Problem to solve ->
Copy all the data exactly, except the pictures.

Data block ->
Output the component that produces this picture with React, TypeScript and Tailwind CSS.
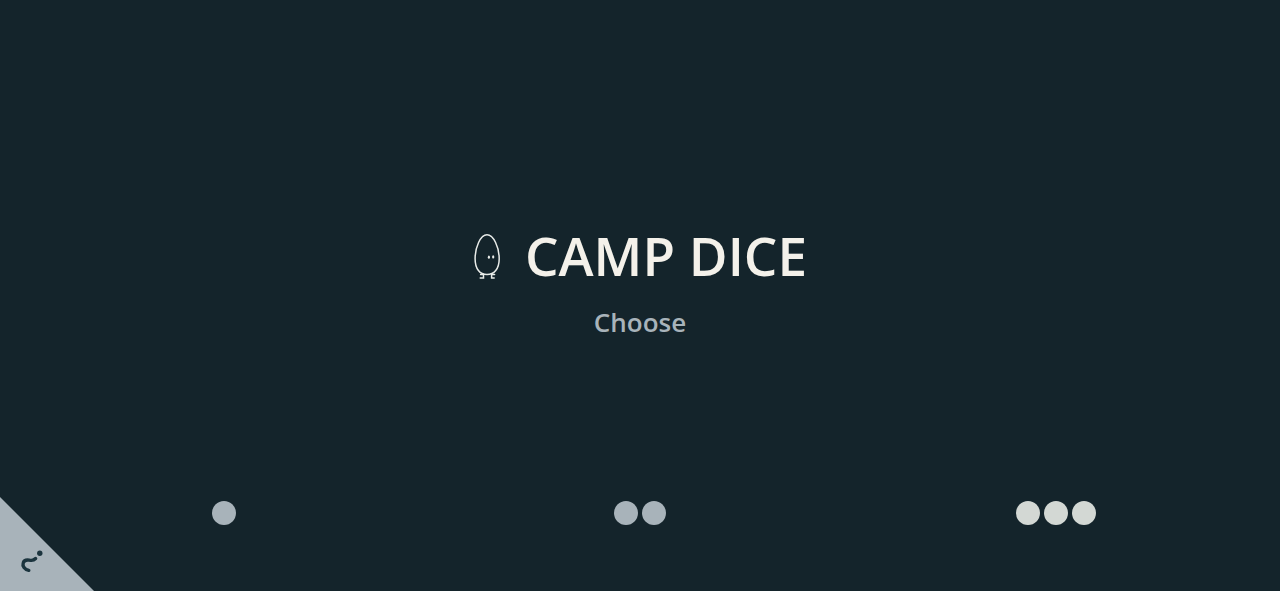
import React, { useState } from "react";

const choices = [
  { count: 1, label: "One die", color: "bg-[#a8b3ba]" },
  { count: 2, label: "Two dice", color: "bg-[#a8b3ba]" },
  { count: 3, label: "Three dice", color: "bg-[#d3d8d4]" },
];

function EggIcon() {
  return (
    <svg
      viewBox="0 0 28 48"
      className="h-12 w-7"
      fill="none"
      stroke="#e8ebe8"
      strokeWidth="1.5"
      strokeLinecap="round"
      aria-hidden="true"
    >
      <path d="M14 2.8C7.4 2.8 2.1 15.4 2.1 26.7C2.1 37 7 42.6 14 42.6S26.2 37 26.2 26.7C26.2 15.4 20.6 2.8 14 2.8Z" />
      <path d="M10.5 42.6V46H7.2M7.6 42.4H10.4M18.6 42.6V46H21.2M18.8 42.4H21.6" />
      <ellipse cx="15.9" cy="25.2" rx="1.1" ry="1.6" fill="#e8ebe8" stroke="none" />
      <ellipse cx="20.2" cy="24.9" rx="1.1" ry="1.6" fill="#e8ebe8" stroke="none" />
    </svg>
  );
}

function HelpCorner() {
  return (
    <button
      type="button"
      aria-label="Help"
      className="absolute bottom-0 left-0 h-[94px] w-[94px] cursor-pointer bg-[#a8b3ba] [clip-path:polygon(0_0,100%_100%,0_100%)]"
    >
      <svg viewBox="0 0 94 94" className="h-full w-full" fill="none" aria-hidden="true">
        <path
          d="M28.8 73.4C24.6 72.6 22.2 69 23.2 66C24.6 61.4 28.4 63.3 31 63.4C33.2 63.5 34.6 62.6 35.6 61.5"
          stroke="#1b343e"
          strokeWidth="3.4"
          strokeLinecap="round"
        />
        <circle cx="39.8" cy="56.2" r="2.7" fill="#1b343e" />
      </svg>
    </button>
  );
}

export default function App() {
  const [, setDice] = useState(0);

  return (
    <div className="relative flex min-h-screen flex-col bg-[#14242b] font-['Open_Sans',sans-serif] font-semibold">
      <main className="flex flex-1 flex-col items-center justify-center gap-4 pt-[122px]">
        <h1 className="flex items-center gap-6 text-[53px] leading-[64px] text-[#f4f1ea]">
          <EggIcon />
          CAMP DICE
        </h1>
        <p className="text-[26px] leading-9 text-[#a8b3ba]">Choose</p>
      </main>

      <div className="grid grid-cols-3 px-4 pb-1.5">
        {choices.map((choice) => (
          <button
            key={choice.count}
            type="button"
            aria-label={choice.label}
            onClick={() => setDice(choice.count)}
            className="flex h-36 cursor-pointer items-center justify-center gap-1"
          >
            {Array.from({ length: choice.count }, (_, i) => (
              <span key={i} className={`h-6 w-6 rounded-full ${choice.color}`} />
            ))}
          </button>
        ))}
      </div>

      <HelpCorner />
    </div>
  );
}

Task result ->
Output the component that produces this picture with React, TypeScript and Tailwind CSS.
import React, { useState } from "react";

const choices = [
  { count: 1, label: "One die", color: "bg-[#a8b3ba]" },
  { count: 2, label: "Two dice", color: "bg-[#a8b3ba]" },
  { count: 3, label: "Three dice", color: "bg-[#d3d8d4]" },
];

function EggIcon() {
  return (
    <svg
      viewBox="0 0 28 48"
      className="h-12 w-7"
      fill="none"
      stroke="#e8ebe8"
      strokeWidth="1.5"
      strokeLinecap="round"
      aria-hidden="true"
    >
      <path d="M14 2.8C7.4 2.8 2.1 15.4 2.1 26.7C2.1 37 7 42.6 14 42.6S26.2 37 26.2 26.7C26.2 15.4 20.6 2.8 14 2.8Z" />
      <path d="M10.5 42.6V46H7.2M7.6 42.4H10.4M18.6 42.6V46H21.2M18.8 42.4H21.6" />
      <ellipse cx="15.9" cy="25.2" rx="1.1" ry="1.6" fill="#e8ebe8" stroke="none" />
      <ellipse cx="20.2" cy="24.9" rx="1.1" ry="1.6" fill="#e8ebe8" stroke="none" />
    </svg>
  );
}

function HelpCorner() {
  return (
    <button
      type="button"
      aria-label="Help"
      className="absolute bottom-0 left-0 h-[94px] w-[94px] cursor-pointer bg-[#a8b3ba] [clip-path:polygon(0_0,100%_100%,0_100%)]"
    >
      <svg viewBox="0 0 94 94" className="h-full w-full" fill="none" aria-hidden="true">
        <path
          d="M28.8 73.4C24.6 72.6 22.2 69 23.2 66C24.6 61.4 28.4 63.3 31 63.4C33.2 63.5 34.6 62.6 35.6 61.5"
          stroke="#1b343e"
          strokeWidth="3.4"
          strokeLinecap="round"
        />
        <circle cx="39.8" cy="56.2" r="2.7" fill="#1b343e" />
      </svg>
    </button>
  );
}

export default function App() {
  const [, setDice] = useState(0);

  return (
    <div className="relative flex min-h-screen flex-col bg-[#14242b] font-['Open_Sans',sans-serif] font-semibold">
      <main className="flex flex-1 flex-col items-center justify-center gap-4 pt-[122px]">
        <h1 className="flex items-center gap-6 text-[53px] leading-[64px] text-[#f4f1ea]">
          <EggIcon />
          CAMP DICE
        </h1>
        <p className="text-[26px] leading-9 text-[#a8b3ba]">Choose</p>
      </main>

      <div className="grid grid-cols-3 px-4 pb-1.5">
        {choices.map((choice) => (
          <button
            key={choice.count}
            type="button"
            aria-label={choice.label}
            onClick={() => setDice(choice.count)}
            className="flex h-36 cursor-pointer items-center justify-center gap-1"
          >
            {Array.from({ length: choice.count }, (_, i) => (
              <span key={i} className={`h-6 w-6 rounded-full ${choice.color}`} />
            ))}
          </button>
        ))}
      </div>

      <HelpCorner />
    </div>
  );
}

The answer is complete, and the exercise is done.